⟨
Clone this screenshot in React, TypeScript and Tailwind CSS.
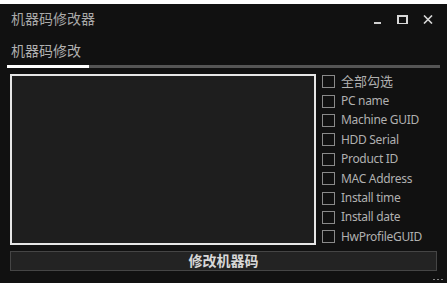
import type { FC } from "react";

const items = [
  "全部勾选",
  "PC name",
  "Machine GUID",
  "HDD Serial",
  "Product ID",
  "MAC Address",
  "Install time",
  "Install date",
  "HwProfileGUID",
];

const CheckRow: FC<{ label: string; cjk?: boolean }> = ({ label, cjk }) => (
  <label className="flex items-center h-[19.4px] gap-[6px]">
    <span className="w-[13px] h-[13px] border border-[#8a8a8a] shrink-0" />
    <span
      className={
        cjk
          ? "text-[13px] leading-none text-[#b0b0b0]"
          : "text-[12px] leading-none text-[#b0b0b0] tracking-[-0.3px]"
      }
    >
      {label}
    </span>
  </label>
);

const App: FC = () => {
  return (
    <div
      className="w-[447px] h-[283px] bg-[#111111] flex flex-col overflow-hidden"
      style={{ fontFamily: '"Noto Sans", "Noto Sans CJK SC", sans-serif' }}
    >
      <div className="h-[4px] bg-white shrink-0" />
      <div className="h-[30px] flex items-center pl-[11px] shrink-0">
        <span className="text-[14px] text-[#a8a8a8] leading-none">机器码修改器</span>
        <div className="ml-auto flex items-center mr-[14px]">
          <div className="w-[7px] h-[2px] bg-[#cfcfcf] mt-[7px] mr-[16px]" />
          <div className="w-[11px] h-[9px] border-x-2 border-t-2 border-b border-[#d8d8d8] mr-[15px]" />
          <svg width="10" height="9" viewBox="0 0 10 9">
            <path d="M1 0.5L9 8.5M9 0.5L1 8.5" stroke="#d8d8d8" strokeWidth="1.6" />
          </svg>
        </div>
      </div>
      <div className="pl-[11px] pt-[4px] h-[31px] shrink-0">
        <span className="text-[14px] text-[#b0b0b0] leading-none">机器码修改</span>
      </div>
      <div className="flex h-[3px] ml-[7px] mr-[7px] shrink-0">
        <div className="w-[82px] h-[3px] bg-white" />
        <div className="flex-1 h-[3px] bg-[#555555]" />
      </div>
      <div className="flex mt-[6px] ml-[10px] gap-[6px] shrink-0">
        <div className="w-[306px] h-[171px] bg-[#1e1e1e] border-2 border-[#e6e6e6]" />
        <div className="flex flex-col -mt-[2px]">
          {items.map((it, i) => (
            <CheckRow key={it} label={it} cjk={i === 0} />
          ))}
        </div>
      </div>
      <button className="mt-[4px] ml-[10px] w-[427px] h-[20px] bg-[#232323] border border-[#454545] flex items-center justify-center shrink-0">
        <span className="text-[14px] font-bold text-[#d8d8d8] leading-none">修改机器码</span>
      </button>
      <div className="flex justify-end gap-[2px] pr-[4px] mt-[8px]">
        <span className="w-[2px] h-[1px] bg-[#888]" />
        <span className="w-[2px] h-[1px] bg-[#888]" />
        <span className="w-[2px] h-[1px] bg-[#888]" />
      </div>
    </div>
  );
};

export default App;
⟩
■ WORK TO COMPLETE
Reproduce the material in full, word for word, and omit the pictures.

■ TASK SOLUTION
Clone this screenshot in React, TypeScript and Tailwind CSS.
import type { FC } from "react";

const items = [
  "全部勾选",
  "PC name",
  "Machine GUID",
  "HDD Serial",
  "Product ID",
  "MAC Address",
  "Install time",
  "Install date",
  "HwProfileGUID",
];

const CheckRow: FC<{ label: string; cjk?: boolean }> = ({ label, cjk }) => (
  <label className="flex items-center h-[19.4px] gap-[6px]">
    <span className="w-[13px] h-[13px] border border-[#8a8a8a] shrink-0" />
    <span
      className={
        cjk
          ? "text-[13px] leading-none text-[#b0b0b0]"
          : "text-[12px] leading-none text-[#b0b0b0] tracking-[-0.3px]"
      }
    >
      {label}
    </span>
  </label>
);

const App: FC = () => {
  return (
    <div
      className="w-[447px] h-[283px] bg-[#111111] flex flex-col overflow-hidden"
      style={{ fontFamily: '"Noto Sans", "Noto Sans CJK SC", sans-serif' }}
    >
      <div className="h-[4px] bg-white shrink-0" />
      <div className="h-[30px] flex items-center pl-[11px] shrink-0">
        <span className="text-[14px] text-[#a8a8a8] leading-none">机器码修改器</span>
        <div className="ml-auto flex items-center mr-[14px]">
          <div className="w-[7px] h-[2px] bg-[#cfcfcf] mt-[7px] mr-[16px]" />
          <div className="w-[11px] h-[9px] border-x-2 border-t-2 border-b border-[#d8d8d8] mr-[15px]" />
          <svg width="10" height="9" viewBox="0 0 10 9">
            <path d="M1 0.5L9 8.5M9 0.5L1 8.5" stroke="#d8d8d8" strokeWidth="1.6" />
          </svg>
        </div>
      </div>
      <div className="pl-[11px] pt-[4px] h-[31px] shrink-0">
        <span className="text-[14px] text-[#b0b0b0] leading-none">机器码修改</span>
      </div>
      <div className="flex h-[3px] ml-[7px] mr-[7px] shrink-0">
        <div className="w-[82px] h-[3px] bg-white" />
        <div className="flex-1 h-[3px] bg-[#555555]" />
      </div>
      <div className="flex mt-[6px] ml-[10px] gap-[6px] shrink-0">
        <div className="w-[306px] h-[171px] bg-[#1e1e1e] border-2 border-[#e6e6e6]" />
        <div className="flex flex-col -mt-[2px]">
          {items.map((it, i) => (
            <CheckRow key={it} label={it} cjk={i === 0} />
          ))}
        </div>
      </div>
      <button className="mt-[4px] ml-[10px] w-[427px] h-[20px] bg-[#232323] border border-[#454545] flex items-center justify-center shrink-0">
        <span className="text-[14px] font-bold text-[#d8d8d8] leading-none">修改机器码</span>
      </button>
      <div className="flex justify-end gap-[2px] pr-[4px] mt-[8px]">
        <span className="w-[2px] h-[1px] bg-[#888]" />
        <span className="w-[2px] h-[1px] bg-[#888]" />
        <span className="w-[2px] h-[1px] bg-[#888]" />
      </div>
    </div>
  );
};

export default App;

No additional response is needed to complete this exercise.